To convey important information to men in informal conversations, Artur Fedoriv draws on his 15 years in obstetrics, training, books, and his own experience of happy parenthood—raising a child from his wife's first marriage and their shared child—and his knowledge of how to love them equally.
"I was lucky to have a real man as an example. Such men were rare. Though not my blood relative, my grandfather knew how to love sincerely and unconditionally. He knew everything, understood, heard, supported, inspired, helped, and set the best example. Until his last breath, he remained a man for whom nothing was impossible," Mr. Artur shares.
Psychologists say it's normal to be afraid of parenthood. Children inevitably change a couple's life. They demand attention, require habits and a daily routine, and require reconsidering the family budget.
"Everyone includes something personal in the concept of parenthood. For some, it's enough to provide for the family financially, while others are ready to change jobs to spend more time with the child," says Artur Fedorkiv. "An ideal father is, first of all, a caring, loving husband who has found and realized himself at work and in the family. Someone who finds time for hugs, conversation, walks, and shared hobbies. Someone who values the moment together and is happy in it."
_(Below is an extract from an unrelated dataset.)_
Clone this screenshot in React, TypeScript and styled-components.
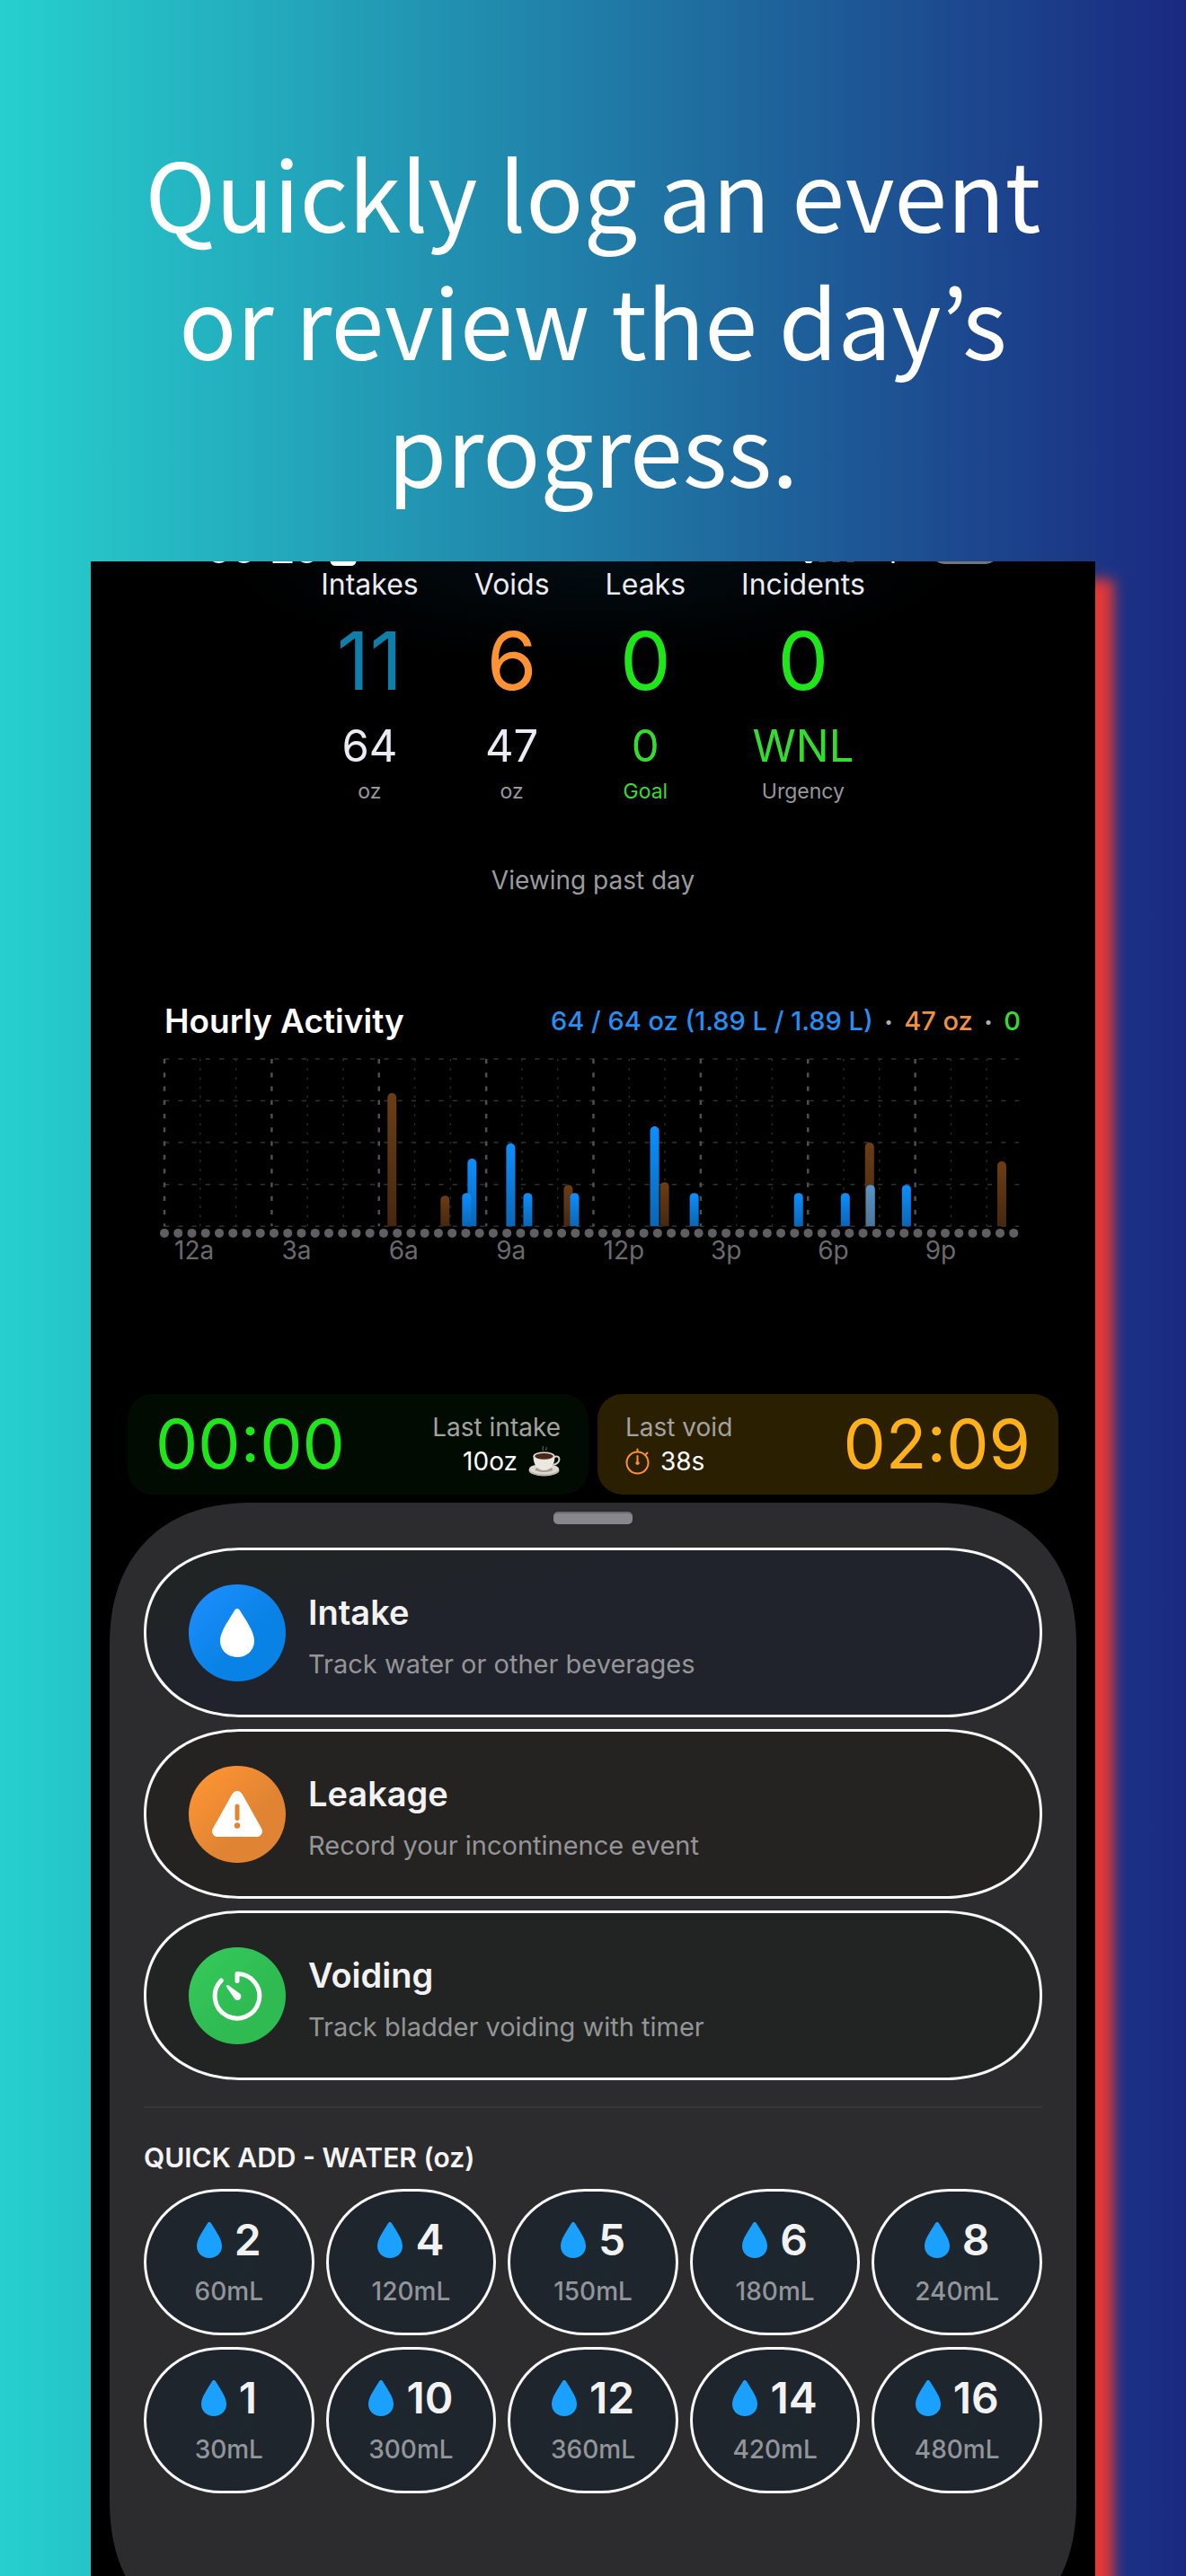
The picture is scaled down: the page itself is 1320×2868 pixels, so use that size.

Over a hundred dads have attended the "I'll Be a Dad" course since August of last year, and the feedback has been only positive.
"It's especially nice to hear words of gratitude from their wives, doctor colleagues with whom the dads shared their impressions, and those who helped such couples deliver their babies," says Artur Fedorkiv. "We maintain communication with the dads; they can always turn to us for advice, support, contacts of specialized professionals, interesting and useful books, and anything else."
For those who can't attend the "I'll Be a Dad" course, Artur Fedorkiv is preparing an online project with the same name. Every future dad will have the opportunity to prepare for the birth of their child, become an ideal partner in the delivery room for their wife, and a superhero for their child.
"After all, superheroes do exist, don't they?" says Artur Fedorkiv.